Q: The difference between the generations?

“The basics are still the same. Today the expectations of people is being able to borrow more – it’s the “I want it now generation.”

“Today’s generation want to start where their parents have finished.

“I’ve enjoyed my career very much and that’s because of the interaction with the customers – I’m very much a people person.”

Personal anecdote from Melissa Chilton and husband Peter White

Colin’s fantastic people skills and exceptional knowledge and expertise with lending at SBS Bank was certainly not lost on a couple who became first-time, full account clients at SBS Bank a few years ago. It was just when Colin was trying to battle the major cancer surgery and he just undergone what became a long and remarkable battle against cancer. While under the supervision of former SBS Bank Invercargill branch manager Steve Beale, these new and musical clients were so awed by the initial service they were receiving they wrote Colin a “rap song” and sent it to Steve Beale with an uplifting letter of how impressed they were with Colin, the branch and the service.

Steve was so blown away – he’d never experienced anything like it in his long banking career. He very sneakily arranged a staff branch meeting on the Friday when the doors closed at 4.30pm, gave a small speech and played the CD through the in-house sound system to the delight of everyone there and to the shock of Colin. Steve also wrote an extremely touching note to the song writers thanking them for such a great, first-time experience and that was soon followed by a personal visit from Colin to the song composers – complete with a bottle of wine. He was pretty chuffed!

THE FUTURE

As for the future, Colin assures he needs “something to do,” and along with a multitude of other community roles and interests and he certainly won’t be idle!

He has sporting interests are motor sport and golf, and his hobbies are gardening and, when time permits, philately, including the Postal History of Southland and Otago. He is also now a keen Lawn Bowler.
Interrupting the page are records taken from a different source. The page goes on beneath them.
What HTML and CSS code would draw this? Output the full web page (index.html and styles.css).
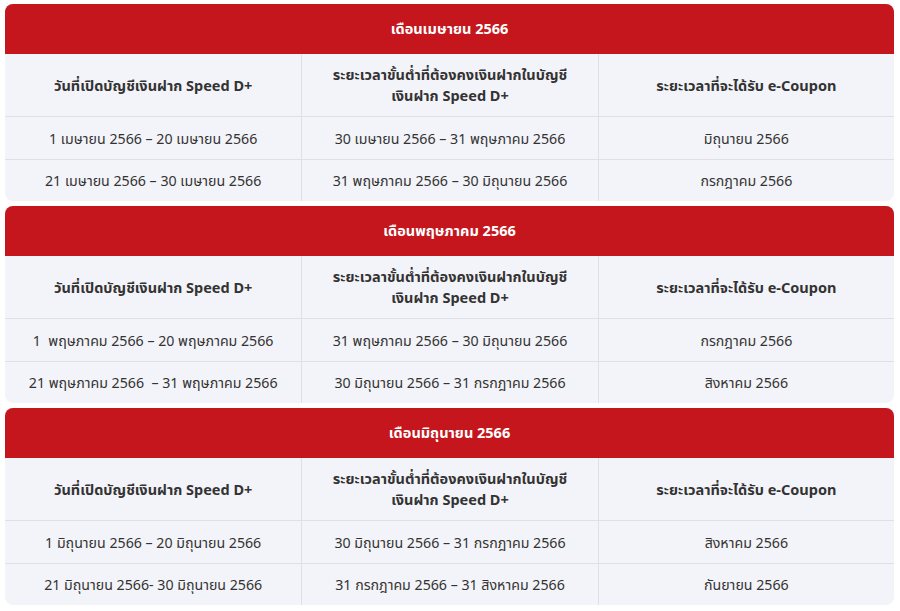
FILE: index.html
```html
<!DOCTYPE html>
<html lang="th">
<head>
<meta charset="utf-8">
<link rel="stylesheet" href="styles.css">
</head>
<body>
<div class="wrap">
  <section class="card">
    <div class="title">เดือนเมษายน 2566</div>
    <div class="grid">
      <div class="cell head">วันที่เปิดบัญชีเงินฝาก Speed D+</div>
      <div class="cell head">ระยะเวลาขั้นต่ำที่ต้องคงเงินฝากในบัญชี<br>เงินฝาก Speed D+</div>
      <div class="cell head">ระยะเวลาที่จะได้รับ e-Coupon</div>
      <div class="cell">1 เมษายน 2566 – 20 เมษายน 2566</div>
      <div class="cell">30 เมษายน 2566 – 31 พฤษภาคม 2566</div>
      <div class="cell">มิถุนายน 2566</div>
      <div class="cell">21 เมษายน 2566 – 30 เมษายน 2566</div>
      <div class="cell">31 พฤษภาคม 2566 – 30 มิถุนายน 2566</div>
      <div class="cell">กรกฎาคม 2566</div>
    </div>
  </section>
  <section class="card">
    <div class="title">เดือนพฤษภาคม 2566</div>
    <div class="grid">
      <div class="cell head">วันที่เปิดบัญชีเงินฝาก Speed D+</div>
      <div class="cell head">ระยะเวลาขั้นต่ำที่ต้องคงเงินฝากในบัญชี<br>เงินฝาก Speed D+</div>
      <div class="cell head">ระยะเวลาที่จะได้รับ e-Coupon</div>
      <div class="cell">1&nbsp; พฤษภาคม 2566 – 20 พฤษภาคม 2566</div>
      <div class="cell">31 พฤษภาคม 2566 – 30 มิถุนายน 2566</div>
      <div class="cell">กรกฎาคม 2566</div>
      <div class="cell">21 พฤษภาคม 2566&nbsp; – 31 พฤษภาคม 2566</div>
      <div class="cell">30 มิถุนายน 2566 – 31 กรกฎาคม 2566</div>
      <div class="cell">สิงหาคม 2566</div>
    </div>
  </section>
  <section class="card">
    <div class="title">เดือนมิถุนายน 2566</div>
    <div class="grid">
      <div class="cell head">วันที่เปิดบัญชีเงินฝาก Speed D+</div>
      <div class="cell head">ระยะเวลาขั้นต่ำที่ต้องคงเงินฝากในบัญชี<br>เงินฝาก Speed D+</div>
      <div class="cell head">ระยะเวลาที่จะได้รับ e-Coupon</div>
      <div class="cell">1 มิถุนายน 2566 – 20 มิถุนายน 2566</div>
      <div class="cell">30 มิถุนายน 2566 – 31 กรกฎาคม 2566</div>
      <div class="cell">สิงหาคม 2566</div>
      <div class="cell">21 มิถุนายน 2566- 30 มิถุนายน 2566</div>
      <div class="cell">31 กรกฎาคม 2566 – 31 สิงหาคม 2566</div>
      <div class="cell">กันยายน 2566</div>
    </div>
  </section>
</div>
</body>
</html>
```
FILE: styles.css
```css
html, body {
  margin: 0;
  padding: 0;
  background: #ffffff;
}
body {
  font-family: "Noto Sans", "Noto Sans Thai", sans-serif;
  font-size: 14.2px;
  color: #333333;
}
.wrap {
  display: flex;
  flex-direction: column;
  gap: 5px;
  padding: 4px 6px 0 5px;
}
.card {
  border-radius: 8px;
  overflow: hidden;
  background: #f3f4f9;
}
.title {
  background: #c4161c;
  color: #ffffff;
  font-weight: 700;
  font-size: 14.5px;
  text-align: center;
  height: 50px;
  display: flex;
  align-items: center;
  justify-content: center;
}
.grid {
  display: grid;
  grid-template-columns: 1fr 1fr 1fr;
}
.cell {
  box-sizing: border-box;
  display: flex;
  align-items: center;
  justify-content: center;
  text-align: center;
  height: 43px;
  line-height: 21px;
  border-top: 1px solid #dfe0e6;
  border-left: 1px solid #dfe0e6;
}
.cell:nth-child(n+7) {
  height: 42px;
}
.cell:nth-child(3n+1) {
  border-left: none;
}
.cell.head {
  height: 62px;
  font-weight: 700;
  font-size: 14.5px;
  border-top: none;
}
```
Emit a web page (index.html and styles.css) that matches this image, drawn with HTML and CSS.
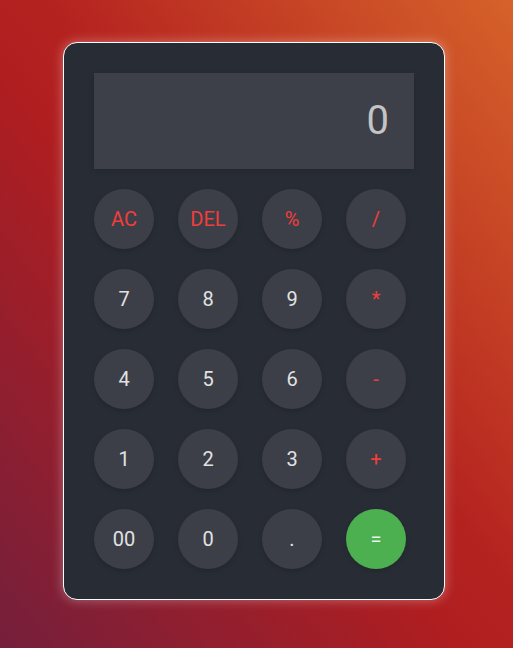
FILE: index.html
```html
<!DOCTYPE html>
<html lang="en">
<head>
<meta charset="utf-8">
<title>Calculator</title>
<link rel="stylesheet" href="styles.css">
</head>
<body>
<div class="calculator">
  <div class="display">0</div>
  <div class="keys">
    <button class="key op">AC</button>
    <button class="key op">DEL</button>
    <button class="key op">%</button>
    <button class="key op">/</button>
    <button class="key">7</button>
    <button class="key">8</button>
    <button class="key">9</button>
    <button class="key op">*</button>
    <button class="key">4</button>
    <button class="key">5</button>
    <button class="key">6</button>
    <button class="key op">-</button>
    <button class="key">1</button>
    <button class="key">2</button>
    <button class="key">3</button>
    <button class="key op">+</button>
    <button class="key">00</button>
    <button class="key">0</button>
    <button class="key">.</button>
    <button class="key equal">=</button>
  </div>
</div>
</body>
</html>
```
FILE: styles.css
```css
* { box-sizing: border-box; }
html, body { height: 100%; }
body {
  margin: 0;
  font-family: Roboto, "Liberation Sans", sans-serif;
  background: linear-gradient(to top right, #741f3c 0%, #b01e20 45%, #b52320 55%, #d6622a 100%);
  display: flex;
  align-items: center;
  justify-content: center;
  padding: 0 5px 6px 0;
}
.calculator {
  width: 382px;
  background: #282c34;
  border: 1px solid #ffffff;
  border-radius: 14px;
  padding: 30px;
  box-shadow: 0 0 12px rgba(255, 255, 255, 0.35);
}
.display {
  height: 96px;
  background: #3d4049;
  color: #c4c4c4;
  font-size: 40px;
  text-align: right;
  padding: 0 25px;
  line-height: 96px;
  box-shadow: 0 2px 6px rgba(0, 0, 0, 0.15);
}
.keys {
  margin-top: 20px;
  display: grid;
  grid-template-columns: repeat(4, 60px);
  column-gap: 24px;
  row-gap: 20px;
}
.key {
  width: 60px;
  height: 60px;
  border: none;
  border-radius: 50%;
  background: #3c3f48;
  color: #e2e2e2;
  font-family: inherit;
  font-size: 20px;
  padding: 0;
  box-shadow: 0 2px 5px rgba(0, 0, 0, 0.15);
}
.key.op { color: #f23d3d; }
.key.equal { background: #4caf50; color: #e8f5e9; }
```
Community involvements are with Justices of the Peace, as Registrar of the Southland Association and Court work. He is also a Board member of the Invercargill Licensing Trust, Director of Rugby Southland and Cycling Southland Racing and Carnival committee. In 2006 he was awarded the Queens Service Medal for Public Services. He is also a Life member of Southland Philatelic Society and Southland Justices of the Peace Association.